- SHORT PROBLEM -
Go through the material below and report how many lines contain "this". Give only the number.

- EXCERPTED RECORDS -

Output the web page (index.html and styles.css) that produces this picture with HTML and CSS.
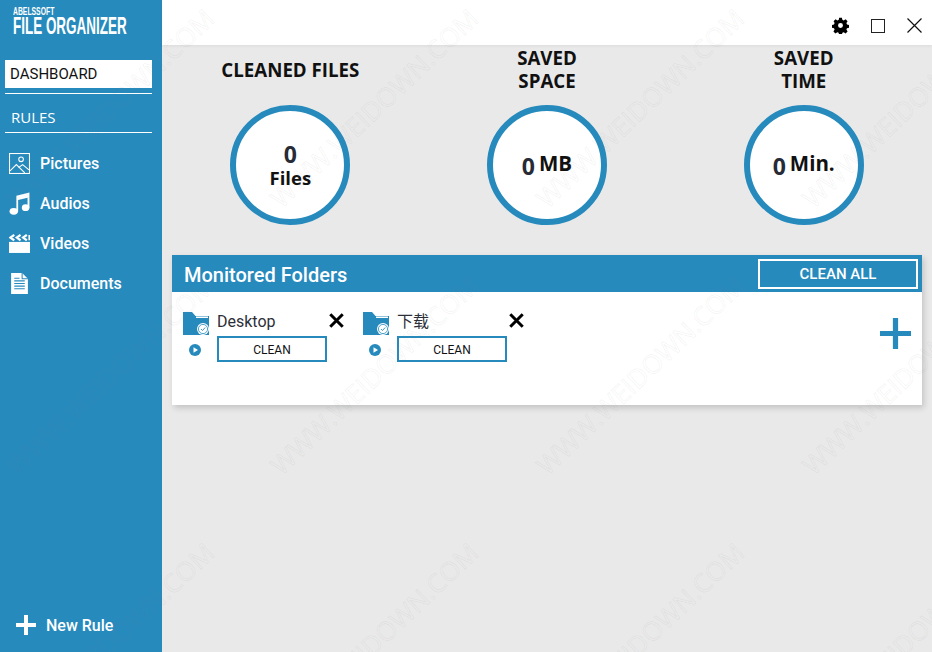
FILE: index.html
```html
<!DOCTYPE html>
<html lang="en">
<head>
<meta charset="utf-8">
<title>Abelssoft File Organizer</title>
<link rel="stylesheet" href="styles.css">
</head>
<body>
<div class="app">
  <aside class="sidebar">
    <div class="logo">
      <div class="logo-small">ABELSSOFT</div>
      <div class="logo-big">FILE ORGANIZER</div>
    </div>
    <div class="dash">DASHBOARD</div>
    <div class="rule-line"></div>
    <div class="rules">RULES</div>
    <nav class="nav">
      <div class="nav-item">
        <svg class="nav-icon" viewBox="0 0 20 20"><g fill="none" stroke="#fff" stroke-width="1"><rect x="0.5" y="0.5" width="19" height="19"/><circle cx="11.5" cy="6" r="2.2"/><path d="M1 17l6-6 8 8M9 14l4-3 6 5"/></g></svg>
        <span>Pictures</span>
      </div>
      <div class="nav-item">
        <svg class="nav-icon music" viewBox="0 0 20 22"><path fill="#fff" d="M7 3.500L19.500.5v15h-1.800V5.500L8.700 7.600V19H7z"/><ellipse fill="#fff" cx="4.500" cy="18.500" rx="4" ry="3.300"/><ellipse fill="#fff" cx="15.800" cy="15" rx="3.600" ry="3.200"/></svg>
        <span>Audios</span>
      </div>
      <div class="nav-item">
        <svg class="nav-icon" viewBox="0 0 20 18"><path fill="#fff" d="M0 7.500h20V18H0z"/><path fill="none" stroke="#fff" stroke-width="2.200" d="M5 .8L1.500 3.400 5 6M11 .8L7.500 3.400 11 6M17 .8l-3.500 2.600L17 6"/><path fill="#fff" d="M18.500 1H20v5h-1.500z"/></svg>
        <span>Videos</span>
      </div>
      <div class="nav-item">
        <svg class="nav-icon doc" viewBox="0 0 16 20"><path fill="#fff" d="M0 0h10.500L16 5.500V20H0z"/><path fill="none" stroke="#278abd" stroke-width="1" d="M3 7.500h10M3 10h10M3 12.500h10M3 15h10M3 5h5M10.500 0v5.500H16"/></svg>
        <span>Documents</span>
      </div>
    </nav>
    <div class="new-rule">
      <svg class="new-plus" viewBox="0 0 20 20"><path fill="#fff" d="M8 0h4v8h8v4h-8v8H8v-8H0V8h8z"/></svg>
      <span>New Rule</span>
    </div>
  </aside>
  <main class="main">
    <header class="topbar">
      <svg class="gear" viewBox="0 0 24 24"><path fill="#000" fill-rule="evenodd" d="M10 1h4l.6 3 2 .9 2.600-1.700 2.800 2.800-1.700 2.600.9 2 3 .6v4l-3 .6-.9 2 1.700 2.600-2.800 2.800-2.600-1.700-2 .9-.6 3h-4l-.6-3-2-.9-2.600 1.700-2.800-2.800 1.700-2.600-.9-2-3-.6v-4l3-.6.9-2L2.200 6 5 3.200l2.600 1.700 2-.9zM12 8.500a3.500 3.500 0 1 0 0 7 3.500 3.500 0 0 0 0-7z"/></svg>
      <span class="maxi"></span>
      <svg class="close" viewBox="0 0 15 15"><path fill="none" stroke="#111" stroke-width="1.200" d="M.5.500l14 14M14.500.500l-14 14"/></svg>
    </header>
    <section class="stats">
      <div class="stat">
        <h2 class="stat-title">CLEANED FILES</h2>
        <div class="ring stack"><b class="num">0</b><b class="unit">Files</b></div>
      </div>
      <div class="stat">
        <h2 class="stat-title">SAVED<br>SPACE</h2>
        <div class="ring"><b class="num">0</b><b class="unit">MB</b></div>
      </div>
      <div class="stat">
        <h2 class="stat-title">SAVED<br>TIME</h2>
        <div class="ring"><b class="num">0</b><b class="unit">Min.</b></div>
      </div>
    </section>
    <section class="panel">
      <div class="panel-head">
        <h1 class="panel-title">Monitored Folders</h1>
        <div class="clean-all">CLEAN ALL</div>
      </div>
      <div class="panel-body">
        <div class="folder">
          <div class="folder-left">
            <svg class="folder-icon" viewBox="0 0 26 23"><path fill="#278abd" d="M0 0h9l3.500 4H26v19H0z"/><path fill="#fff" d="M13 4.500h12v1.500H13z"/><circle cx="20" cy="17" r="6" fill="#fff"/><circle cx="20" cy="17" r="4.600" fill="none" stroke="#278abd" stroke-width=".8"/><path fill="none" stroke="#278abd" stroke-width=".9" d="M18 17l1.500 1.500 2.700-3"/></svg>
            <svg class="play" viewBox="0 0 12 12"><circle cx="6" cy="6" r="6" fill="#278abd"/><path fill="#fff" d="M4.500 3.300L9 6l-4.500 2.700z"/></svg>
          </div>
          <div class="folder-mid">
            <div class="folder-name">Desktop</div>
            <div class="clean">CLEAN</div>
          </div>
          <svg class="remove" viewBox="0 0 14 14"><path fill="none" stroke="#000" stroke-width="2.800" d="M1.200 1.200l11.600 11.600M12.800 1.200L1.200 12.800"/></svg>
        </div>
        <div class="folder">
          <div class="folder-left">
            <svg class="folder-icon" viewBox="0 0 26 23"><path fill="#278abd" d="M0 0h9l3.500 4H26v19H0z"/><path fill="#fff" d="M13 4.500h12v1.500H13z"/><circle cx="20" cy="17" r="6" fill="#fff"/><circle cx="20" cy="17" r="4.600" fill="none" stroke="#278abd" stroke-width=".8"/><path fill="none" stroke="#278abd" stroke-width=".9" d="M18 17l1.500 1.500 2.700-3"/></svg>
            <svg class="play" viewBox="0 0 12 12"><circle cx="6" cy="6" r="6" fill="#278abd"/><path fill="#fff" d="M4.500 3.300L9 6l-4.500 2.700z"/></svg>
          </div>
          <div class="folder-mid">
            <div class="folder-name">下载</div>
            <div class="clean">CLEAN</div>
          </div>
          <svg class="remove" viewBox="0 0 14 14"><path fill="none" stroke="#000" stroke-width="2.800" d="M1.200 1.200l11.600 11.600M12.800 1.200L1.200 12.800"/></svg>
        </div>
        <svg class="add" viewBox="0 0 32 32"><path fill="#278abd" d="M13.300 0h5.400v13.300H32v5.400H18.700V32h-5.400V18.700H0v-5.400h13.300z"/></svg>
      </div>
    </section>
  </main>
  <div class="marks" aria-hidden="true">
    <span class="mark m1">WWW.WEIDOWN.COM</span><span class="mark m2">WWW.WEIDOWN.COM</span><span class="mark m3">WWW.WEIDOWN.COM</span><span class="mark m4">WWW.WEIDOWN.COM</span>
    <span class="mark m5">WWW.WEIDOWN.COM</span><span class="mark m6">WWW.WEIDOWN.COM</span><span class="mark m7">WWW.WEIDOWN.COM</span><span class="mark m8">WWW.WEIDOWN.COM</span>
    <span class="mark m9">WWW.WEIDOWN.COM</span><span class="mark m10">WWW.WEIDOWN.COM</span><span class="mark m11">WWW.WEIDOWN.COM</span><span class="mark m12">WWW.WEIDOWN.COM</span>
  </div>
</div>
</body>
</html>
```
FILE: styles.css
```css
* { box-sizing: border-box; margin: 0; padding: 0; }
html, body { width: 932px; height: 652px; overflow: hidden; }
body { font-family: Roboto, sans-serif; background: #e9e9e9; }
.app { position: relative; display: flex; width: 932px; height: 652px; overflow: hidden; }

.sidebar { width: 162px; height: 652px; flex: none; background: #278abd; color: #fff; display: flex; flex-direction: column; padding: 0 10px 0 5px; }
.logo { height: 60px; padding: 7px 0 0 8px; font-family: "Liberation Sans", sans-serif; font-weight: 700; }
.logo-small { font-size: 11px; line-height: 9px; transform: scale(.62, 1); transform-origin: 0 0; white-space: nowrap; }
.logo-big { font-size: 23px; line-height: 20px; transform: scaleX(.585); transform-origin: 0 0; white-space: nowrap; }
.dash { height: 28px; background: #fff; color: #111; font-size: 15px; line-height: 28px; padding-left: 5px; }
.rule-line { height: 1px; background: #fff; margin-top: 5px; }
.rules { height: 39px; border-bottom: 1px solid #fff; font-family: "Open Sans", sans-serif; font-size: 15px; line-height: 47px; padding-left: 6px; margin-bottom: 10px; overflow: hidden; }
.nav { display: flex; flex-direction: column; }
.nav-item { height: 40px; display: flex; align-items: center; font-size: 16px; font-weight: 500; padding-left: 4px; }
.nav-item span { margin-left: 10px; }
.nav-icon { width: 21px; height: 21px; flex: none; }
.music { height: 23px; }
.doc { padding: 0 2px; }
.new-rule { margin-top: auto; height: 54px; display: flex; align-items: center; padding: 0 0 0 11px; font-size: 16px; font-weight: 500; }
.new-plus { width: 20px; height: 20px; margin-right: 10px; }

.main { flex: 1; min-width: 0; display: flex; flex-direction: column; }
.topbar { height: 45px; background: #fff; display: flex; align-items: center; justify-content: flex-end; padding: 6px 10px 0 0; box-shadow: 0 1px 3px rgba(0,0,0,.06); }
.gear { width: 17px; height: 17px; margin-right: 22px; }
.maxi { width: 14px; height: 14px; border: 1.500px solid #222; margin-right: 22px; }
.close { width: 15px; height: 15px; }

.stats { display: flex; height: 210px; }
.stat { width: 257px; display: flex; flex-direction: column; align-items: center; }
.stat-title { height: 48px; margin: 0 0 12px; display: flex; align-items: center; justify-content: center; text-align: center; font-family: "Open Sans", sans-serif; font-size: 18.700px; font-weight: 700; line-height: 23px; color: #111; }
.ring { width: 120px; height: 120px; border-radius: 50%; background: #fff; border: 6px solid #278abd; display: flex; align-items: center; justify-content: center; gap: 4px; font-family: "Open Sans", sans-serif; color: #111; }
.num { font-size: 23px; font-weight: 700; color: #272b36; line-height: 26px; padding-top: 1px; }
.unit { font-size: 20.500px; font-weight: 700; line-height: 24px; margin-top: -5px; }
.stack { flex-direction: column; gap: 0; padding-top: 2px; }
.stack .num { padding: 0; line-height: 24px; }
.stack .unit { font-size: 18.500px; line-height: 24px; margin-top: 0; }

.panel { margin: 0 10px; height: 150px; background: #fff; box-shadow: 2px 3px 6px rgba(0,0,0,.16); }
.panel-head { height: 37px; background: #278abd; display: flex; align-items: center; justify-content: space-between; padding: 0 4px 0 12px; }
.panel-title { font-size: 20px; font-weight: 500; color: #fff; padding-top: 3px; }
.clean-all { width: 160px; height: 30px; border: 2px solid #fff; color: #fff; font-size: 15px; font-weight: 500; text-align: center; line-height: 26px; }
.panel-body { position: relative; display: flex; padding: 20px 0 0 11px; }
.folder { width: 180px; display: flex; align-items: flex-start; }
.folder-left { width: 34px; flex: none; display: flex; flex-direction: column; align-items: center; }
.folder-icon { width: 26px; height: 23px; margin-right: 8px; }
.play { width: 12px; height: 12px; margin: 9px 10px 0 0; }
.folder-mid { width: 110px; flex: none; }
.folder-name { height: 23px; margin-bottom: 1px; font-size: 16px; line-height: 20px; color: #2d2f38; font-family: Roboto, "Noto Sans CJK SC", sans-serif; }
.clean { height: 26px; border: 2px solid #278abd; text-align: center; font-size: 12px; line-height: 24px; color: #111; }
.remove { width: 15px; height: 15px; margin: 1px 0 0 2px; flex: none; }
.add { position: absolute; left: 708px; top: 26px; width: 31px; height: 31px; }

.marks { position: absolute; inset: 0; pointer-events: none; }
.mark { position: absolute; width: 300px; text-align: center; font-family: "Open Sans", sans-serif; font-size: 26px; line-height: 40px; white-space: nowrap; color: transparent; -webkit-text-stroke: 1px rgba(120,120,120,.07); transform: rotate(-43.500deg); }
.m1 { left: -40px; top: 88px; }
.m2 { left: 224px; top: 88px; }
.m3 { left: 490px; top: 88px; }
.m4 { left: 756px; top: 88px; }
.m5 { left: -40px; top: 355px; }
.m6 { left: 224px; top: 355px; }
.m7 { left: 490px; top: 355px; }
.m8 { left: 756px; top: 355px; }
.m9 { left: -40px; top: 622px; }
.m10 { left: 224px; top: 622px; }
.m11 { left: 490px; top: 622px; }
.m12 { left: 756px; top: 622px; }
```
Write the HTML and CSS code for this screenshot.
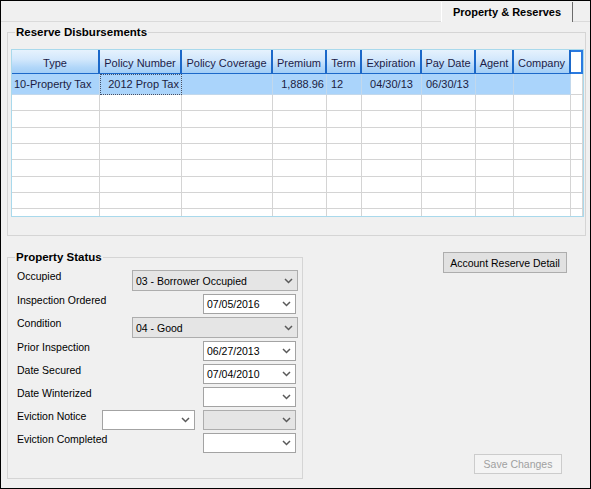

- SOLVED EXERCISE -
2